No one has to apologize for being Asian in “Crazy Rich Asians.” That’s something more and more Asian Americans are beginning to realize or express in the aftermath of the movie’s release. In one particularly heartrending Twitter thread, HuffPost Asian Voices Editor Kimberly Yam talked about the third grade class who made fun of her father’s Chinese accent, the girl who thought her eyes were an “ugly shape” at ballet camp, and the students who dressed up as Asian tourists for Halloween. “You don’t want to be Chinese anymore,” she writes, until years later in college when she realizes that “it’s fucked.”

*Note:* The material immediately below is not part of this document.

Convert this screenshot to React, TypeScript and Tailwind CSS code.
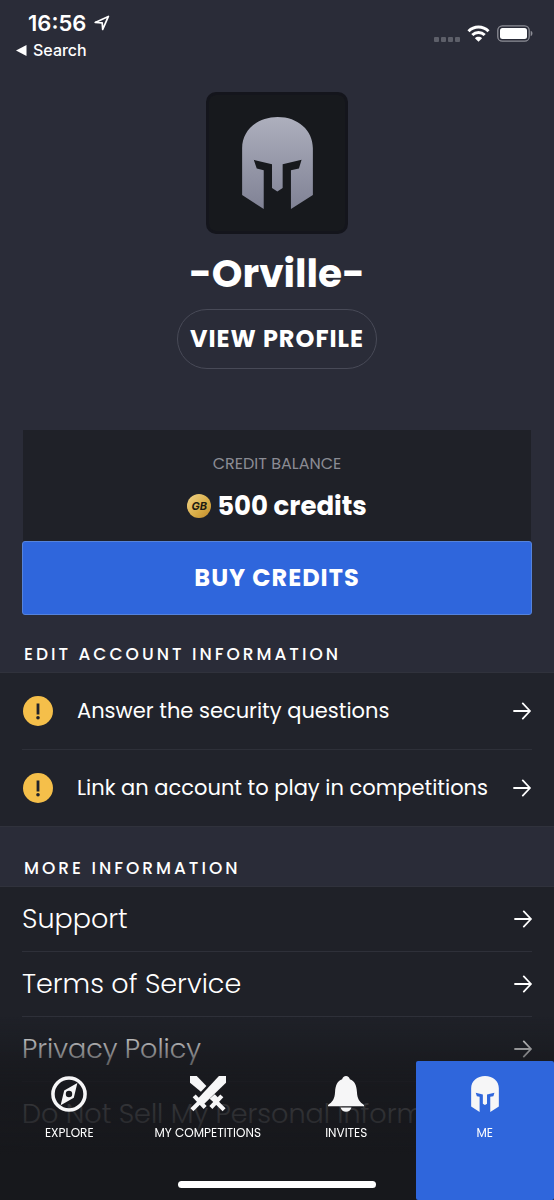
import { useState } from 'react';
import { clsx } from 'clsx';

interface IconProps {
  className?: string;
}

function HelmetShape({ fill }: { fill: string }) {
  return (
    <path
      fill={fill}
      d="M0 94C0 40 46 0 107 0s106 40 106 94v141l-66 42V160l24-5 8-26-57 13v72l-16 10-16-10v-72l-55-13 9 26 21 5v117L0 235z"
    />
  );
}

function AvatarHelmet({ className }: IconProps) {
  return (
    <svg className={className} viewBox="0 0 213 277" aria-hidden="true">
      <defs>
        <linearGradient id="steel" x1="0" y1="0" x2="0" y2="1">
          <stop offset="0" stopColor="#adafbd" />
          <stop offset="1" stopColor="#808295" />
        </linearGradient>
      </defs>
      <HelmetShape fill="url(#steel)" />
    </svg>
  );
}

function HelmetIcon({ className }: IconProps) {
  return (
    <svg className={className} viewBox="0 0 213 277" aria-hidden="true">
      <HelmetShape fill="currentColor" />
    </svg>
  );
}

function CompassIcon({ className }: IconProps) {
  return (
    <svg className={className} viewBox="0 0 112 112" fill="none" aria-hidden="true">
      <circle cx="56" cy="56" r="50" stroke="currentColor" strokeWidth="11" />
      <path
        fill="currentColor"
        fillRule="evenodd"
        d="M82 22 71 68 30 91 41 45zM56 46a10 10 0 1 0 0 20 10 10 0 1 0 0-20z"
      />
    </svg>
  );
}

function SwordsIcon({ className }: IconProps) {
  return (
    <svg className={className} viewBox="0 0 112 112" aria-hidden="true">
      <g fill="currentColor">
        <path d="M90 0h22v21L43 88 25 70z" />
        <path d="M0 0h21l30 31-17 18L0 21z" />
        <path d="m77 57 14 14-14 14-16-14z" />
      </g>
      <g stroke="currentColor" strokeWidth="13">
        <path d="m13 62 34 36M31 80 6 105M99 62 65 98M81 80l25 25" />
      </g>
    </svg>
  );
}

function BellIcon({ className }: IconProps) {
  return (
    <svg className={className} viewBox="0 0 112 112" fill="currentColor" aria-hidden="true">
      <path d="M56 0c6 0 11 4 12 10 15 5 21 20 22 39 1 22 8 32 22 41v4H0v-4c14-9 21-19 22-41 1-19 7-34 22-39C45 4 50 0 56 0z" />
      <path d="M39 98h34c-2 9-9 13-17 13s-15-4-17-13z" />
    </svg>
  );
}

function ArrowIcon({ className }: IconProps) {
  return (
    <svg
      className={className}
      viewBox="0 0 18 18"
      fill="none"
      stroke="currentColor"
      strokeWidth="1.8"
      strokeLinecap="round"
      strokeLinejoin="round"
      aria-hidden="true"
    >
      <path d="M1 9h16M9.8 1.4 17 9l-7.2 7.6" />
    </svg>
  );
}

function StatusBar() {
  return (
    <header className="flex h-[92px] items-start justify-between pt-2 pr-[21px] pl-4 font-['Inter',sans-serif]">
      <div>
        <div className="flex items-center gap-2 pl-3">
          <span className="text-[22px] leading-[30px] font-semibold">16:56</span>
          <svg className="h-4 w-4" viewBox="0 0 16 16" fill="none" aria-hidden="true">
            <path
              d="M1.2 7.4 14.4 1.4 8.7 14.4 8.2 7.8z"
              stroke="currentColor"
              strokeWidth="1.7"
              strokeLinejoin="round"
            />
          </svg>
        </div>
        <a href="#search" className="flex items-center gap-[6px] text-base leading-6 font-medium">
          <svg className="h-[11px] w-[11px]" viewBox="0 0 11 11" fill="currentColor" aria-hidden="true">
            <path d="M10.5 0v11L0 5.5z" />
          </svg>
          Search
        </a>
      </div>
      <div className="flex items-center gap-[7px] pt-[17px]">
        <div className="flex gap-[2px] pt-3">
          <span className="h-[5px] w-[5px] rounded-[1px] bg-[#5d5f69]" />
          <span className="h-[5px] w-[5px] rounded-[1px] bg-[#5d5f69]" />
          <span className="h-[5px] w-[5px] rounded-[1px] bg-[#5d5f69]" />
          <span className="h-[5px] w-[5px] rounded-[1px] bg-[#5d5f69]" />
        </div>
        <svg className="h-[17px] w-[23px]" viewBox="0 0 23 17" fill="none" aria-hidden="true">
          <g stroke="currentColor" strokeWidth="3">
            <path d="M1.5 6.2c5.7-5.6 14.3-5.6 20 0" />
            <path d="M5.3 10c3.6-3.5 8.8-3.5 12.4 0" />
          </g>
          <path d="M11.5 16.8 7.9 13.2c2-1.9 5.2-1.9 7.2 0z" fill="currentColor" />
        </svg>
        <svg className="h-[17px] w-9" viewBox="0 0 36 17" fill="none" aria-hidden="true">
          <rect x=".8" y=".8" width="31.4" height="15.4" rx="4.5" stroke="#8d8e96" strokeWidth="1.3" />
          <rect x="3" y="3" width="27" height="11" rx="2.5" fill="currentColor" />
          <path d="M33.7 5.8c2.3.7 2.3 4.7 0 5.4z" fill="#8d8e96" />
        </svg>
      </div>
    </header>
  );
}

function SectionTitle({ children }: { children: string }) {
  return (
    <h2 className="px-6 text-[17px] leading-6 font-medium tracking-[3px]">{children}</h2>
  );
}

const accountTasks = [
  'Answer the security questions',
  'Link an account to play in competitions',
];

const infoLinks = [
  'Support',
  'Terms of Service',
  'Privacy Policy',
  'Do Not Sell My Personal Information',
];

const tabs = [
  { label: 'EXPLORE', Icon: CompassIcon, size: 'w-9' },
  { label: 'MY COMPETITIONS', Icon: SwordsIcon, size: 'w-9' },
  { label: 'INVITES', Icon: BellIcon, size: 'w-9' },
  { label: 'ME', Icon: HelmetIcon, size: 'w-7' },
];

function TabBar() {
  const [active, setActive] = useState('ME');

  return (
    <nav className="fixed inset-x-0 bottom-0 bg-[linear-gradient(to_bottom,#17181c00_0%,#17181c4d_12%,#17181ca6_24%,#17181cdb_38%,#17181ce6_55%,#17181c_75%)] pt-11">
      <div className="grid grid-cols-4">
        {tabs.map(({ label, Icon, size }) => (
          <button
            key={label}
            onClick={() => setActive(label)}
            aria-current={active === label ? 'page' : undefined}
            className={clsx(
              'flex h-[139px] flex-col items-center gap-3 rounded-[2px] pt-[15px] whitespace-nowrap',
              active === label && 'bg-[#2f66dc]'
            )}
          >
            <Icon className={clsx('h-9 text-[#f6f6f7]', size)} />
            <span className="text-[12px] leading-[18px]">{label}</span>
          </button>
        ))}
      </div>
      {/* Home indicator */}
      <div className="absolute inset-x-0 bottom-3 mx-auto h-[7px] w-[198px] rounded-full bg-white" />
    </nav>
  );
}

export default function App() {
  return (
    <div className="min-h-screen overflow-x-hidden bg-[#2a2c38] font-['Poppins','Inter',sans-serif] text-white">
      <StatusBar />

      <main>
        {/* Profile */}
        <section className="flex flex-col items-center">
          <div className="flex h-[142px] w-[142px] items-center justify-center rounded-[10px] border-[3px] border-[#14151c] bg-[#17191d]">
            <AvatarHelmet className="h-[92px] w-[71px]" />
          </div>
          <h1 className="mt-4 text-[39px] leading-[48px] font-bold">-Orville-</h1>
          <button className="mt-[11px] h-[60px] rounded-full border border-[#484a57] px-3 text-2xl font-bold tracking-[1px]">
            VIEW PROFILE
          </button>
        </section>

        {/* Credits */}
        <section className="mt-[61px] px-[22px]">
          <div className="mx-px flex h-[111px] flex-col items-center bg-[#1f2128] pt-[22px]">
            <p className="text-base leading-6 text-[#8b8c94]">CREDIT BALANCE</p>
            <div className="mt-[14px] flex items-center gap-[6px]">
              <span className="flex h-6 w-6 items-center justify-center rounded-full bg-[linear-gradient(135deg,#f0d48a,#d9ac45_60%,#c08a2c)] font-['Inter',sans-serif] text-[11px] leading-none font-bold text-[#1d1a12] italic">
                GB
              </span>
              <span className="text-[26px] leading-8 font-bold">500 credits</span>
            </div>
          </div>
          <button className="h-[74px] w-full rounded-[3px] border border-[#5583dc] bg-[#2f66dc] text-2xl font-bold tracking-[1px]">
            BUY CREDITS
          </button>
        </section>

        {/* Account */}
        <section className="pt-[27px]">
          <SectionTitle>EDIT ACCOUNT INFORMATION</SectionTitle>
          <ul className="mt-[6px] border-y border-[#30323c] bg-[#21232b] px-[22px]">
            {accountTasks.map((task) => (
              <li key={task} className="border-b border-[#2e3039] last:border-b-0">
                <a href="#account" className="flex h-[76px] items-center px-px">
                  <svg className="h-[30px] w-[30px] shrink-0" viewBox="0 0 30 30" aria-hidden="true">
                    <circle cx="15" cy="15" r="15" fill="#f5bf4a" />
                    <path d="M13.6 7.5h2.8v11h-2.8z" fill="#21232b" />
                    <circle cx="15" cy="21.7" r="1.8" fill="#21232b" />
                  </svg>
                  <span className="ml-6 flex-1 text-[21px] leading-8 whitespace-nowrap">{task}</span>
                  <ArrowIcon className="h-[18px] w-[18px] shrink-0" />
                </a>
              </li>
            ))}
          </ul>
        </section>

        {/* More */}
        <section className="pt-[29px]">
          <SectionTitle>MORE INFORMATION</SectionTitle>
          <ul className="mt-[6px] border-t border-[#30323c] bg-[#1f2128] px-[22px] pb-16">
            {infoLinks.map((link) => (
              <li key={link} className="border-b border-[#2e3039]">
                <a href="#info" className="flex h-16 items-center gap-4">
                  <span className="min-w-0 flex-1 overflow-hidden text-[27px] leading-10 font-light whitespace-nowrap">
                    {link}
                  </span>
                  <ArrowIcon className="h-[18px] w-[18px] shrink-0" />
                </a>
              </li>
            ))}
          </ul>
        </section>
      </main>

      <TabBar />
    </div>
  );
}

“You’re 25 years old,” Yam ends the thread. “You see a movie with an all-asian cast at a screening and for some reason you’re crying and you can’t stop. You’ve never seen a cast like this in Hollywood. Everyone is beautiful. You’re so happy you’re Chinese.”

“Crazy Rich Asians” is by no means perfect. It stands under greater scrutiny and pressure by being the only one of its kind in 25 years. But the reason why the movie has been pulled back and forth in backlash and in praise is that people don’t see this movie as the end. Space for growth implies that there’ll be another story to exact upon that potential for change.

We’re finally able to see a possibility for Asian American narratives to find their place in mainstream art, and that’s enough reason to make anyone cry. “Crazy Rich Asians” is a step forward in the right direction, even if it stumbles a little bit along the way.